News Release ~ 02/11/2005

Chicago Tribune Writers Named ‘Champions of Justice’

Washington, DC (February 11, 2005) – The National Association of Criminal Defense Lawyers will present three investigative reporters for the Chicago Tribune with Champion of Justice Awards for Distinguished Journalism at the association’s Midwinter Meeting at the Royal Sonesta Hotel in New Orleans on Saturday, February 12. The award recognizes outstanding reporting in print and electronic media advancing public awareness in criminal justice issues.

The Champion of Justice award recognizes the latest joint effort of Steve Mills, Flynn McRoberts and Maruice Possley, “Forensics Under the Microscope,” printed by the Tribune last fall, which explored the limits – and often the failings – of crime labs and technicians around the country. The Tribune itself is specially commended on its continuing dedication to exposing the shortcomings, and often outright misconduct, among law enforcement agencies all over the country.

►Steve Mills joined the Tribune as a reporter in 1994. Over the past five years, he has written about the death penalty, miscarriages of justice, and other problems in the criminal justice system. In November 1999, he and reporter Ken Armstrong wrote the series “The Failure of the Death Penalty in Illinois,” which helped prompt former Gov. George Ryan to declare a moratorium on executions in Illinois and later to commute the sentences of all of Illinois’ death row inmates. Mills and Armstrong followed up in June 2000 with their series, “State of Execution: The Death Penalty in Texas,” and in December 2000, with fellow award winner Maurice Possley, the investigative series “Executions in America.” He has also co-written series on false confessions and wrongful convictions. Mills is a native of Pasadena, California. He is a graduate of the University of California, Santa Barbara and Northwestern University’s Medill School of Journalism. He is married with three children.

►Flynn McRoberts is a projects reporter for the Tribune who has led teams of reporters for the newspaper’s series on the fall of Arthur Andersen, the bankruptcy of United Airlines, and the Bush Administration’s targeting of Muslim men for deportation after the 9/11 attacks. The Andersen series was a finalist for the 2003 Pulitzer Prize in National Reporting. The deportation series, “Tossed Out of America,” won the 2004 George Polk Award for National Reporting. A Tribune reporter since 1998, he has covered three presidential campaigns, and as an urban affairs reporter chronicled the Chicago Housing Authority’s efforts to transform some of the nation’s most notorious housing projects. Previously, McRoberts was a Chicago correspondent for Newsweek and an intern for the Miami Herald. He graduated from Northwestern University’s Medill School of Journalism in 1989 with a concentration in political science. He is a native of Idaho.

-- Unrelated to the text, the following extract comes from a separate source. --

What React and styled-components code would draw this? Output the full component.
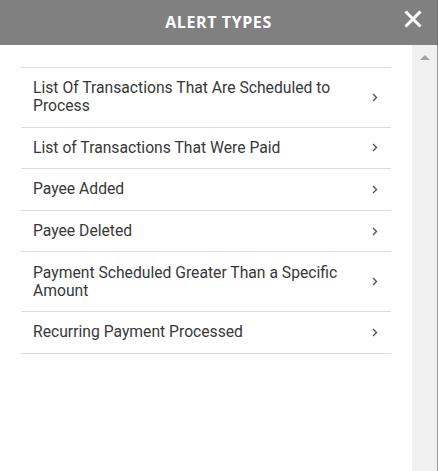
import React from 'react';
import styled, { createGlobalStyle } from 'styled-components';

const GlobalStyle = createGlobalStyle`
  html, body {
    margin: 0;
    padding: 0;
    background: #ffffff;
  }
  #root {
    height: 471px;
  }
`;

const Panel = styled.div`
  width: 438px;
  height: 471px;
  display: flex;
  flex-direction: column;
  overflow: hidden;
`;

const Header = styled.header`
  position: relative;
  height: 45px;
  flex: none;
  background: #808080;
  display: flex;
  align-items: center;
  justify-content: center;
  border-right: 1px solid #6e6e6e;
  box-sizing: border-box;

  h2 {
    margin: 0 0 2px 0;
    color: #ffffff;
    font-family: 'Open Sans', 'Liberation Sans', sans-serif;
    font-weight: 700;
    font-size: 16px;
    letter-spacing: 0.6px;
  }
`;

const CloseButton = styled.button`
  position: absolute;
  right: 14px;
  top: 9px;
  width: 20px;
  height: 20px;
  padding: 0;
  border: 0;
  background: none;
  cursor: pointer;
  display: flex;
  align-items: center;
  justify-content: center;
`;

const Body = styled.div`
  flex: 1;
  display: flex;
  min-height: 0;
`;

const Content = styled.div`
  flex: 1;
  padding: 22px 21px 0 21px;
`;

const List = styled.ul`
  list-style: none;
  margin: 0;
  padding: 0;
  border-top: 1px solid #dcdcdc;
`;

const Row = styled.li`
  display: flex;
  align-items: center;
  padding: 11.3px 12px;
  border-bottom: 1px solid #dcdcdc;
  cursor: pointer;
  font-family: Roboto, 'Liberation Sans', sans-serif;
  font-size: 15.7px;
  line-height: 18px;
  color: #383838;

  span {
    flex: 1;
    padding-right: 30px;
  }
  svg {
    flex: none;
    margin-right: 1px;
  }
`;

const Scrollbar = styled.div`
  width: 25px;
  flex: none;
  background: #f0f0f0;
  border-right: 1px solid #9a9a9a;
  display: flex;
  justify-content: center;
  padding-top: 10px;
  box-sizing: content-box;
`;

const UpArrow = styled.div`
  width: 0;
  height: 0;
  border-left: 5px solid transparent;
  border-right: 5px solid transparent;
  border-bottom: 5px solid #a3a3a3;
`;

const alertTypes = [
  'List Of Transactions That Are Scheduled to Process',
  'List of Transactions That Were Paid',
  'Payee Added',
  'Payee Deleted',
  'Payment Scheduled Greater Than a Specific Amount',
  'Recurring Payment Processed',
];

const Chevron = () => (
  <svg width="6" height="9" viewBox="0 0 6 9">
    <path d="M1 1 L4.5 4.5 L1 8" fill="none" stroke="#555" strokeWidth="1.4" />
  </svg>
);

const App = () => (
  <>
    <GlobalStyle />
    <Panel>
      <Header>
        <h2>ALERT TYPES</h2>
        <CloseButton title="Close">
          <svg width="18" height="18" viewBox="0 0 18 18">
            <path d="M1.5 1.5 L16.5 16.5 M16.5 1.5 L1.5 16.5" stroke="#fff" strokeWidth="3" />
          </svg>
        </CloseButton>
      </Header>
      <Body>
        <Content>
          <List>
            {alertTypes.map(type => (
              <Row key={type}>
                <span>{type}</span>
                <Chevron />
              </Row>
            ))}
          </List>
        </Content>
        <Scrollbar>
          <UpArrow />
        </Scrollbar>
      </Body>
    </Panel>
  </>
);

export default App;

►Maurice Possley reports on criminal justice for the Tribune. A reporter since 1972, he joined the Tribune staff in 1984, and has worked since as an investigative reporter covering the state and federal courts and has served as deputy metropolitan editor. He has covered the trial of Oklahoma City bomber Timothy McVeigh, the Unabomber case, and numerous exoneration cases. In the past several years, Possley has been a Pulitzer finalist on two occasions for reporting on failures in the criminal justice system. He also was awarded NACDL’s 1999 Champion of Justice Award, along with Ken Armstrong, for their landmark series on prosecutorial misconduct, “Trial and Error: How Prosecutors Sacrifice Justice to Win.” Possley now joins Pulitzer Prize winner Andrew Schneider as the second two-time recipient of NACDL’s Champion of Justice Award for Distinguished Journalism.

NACDL presents several Champion of Justice Awards a year for extraordinary accomplishments in the fields of law, legislation, civics/humanitarianism and journalism. This is the association’s first presentation of the journalism award since 2001.

Click Here to View the Presentation of Awards 

The National Association of Criminal Defense Lawyers is the preeminent organization advancing the mission of the criminal defense bar to ensure justice and due process for persons accused of crime or wrongdoing. A professional bar association founded in 1958, NACDL's approximately 10,000 direct members in 28 countries – and 90 state, provincial and local affiliate organizations totaling up to 40,000 attorneys – include private criminal defense lawyers, public defenders, military defense counsel, law professors and judges committed to preserving fairness and promoting a rational and humane criminal justice system.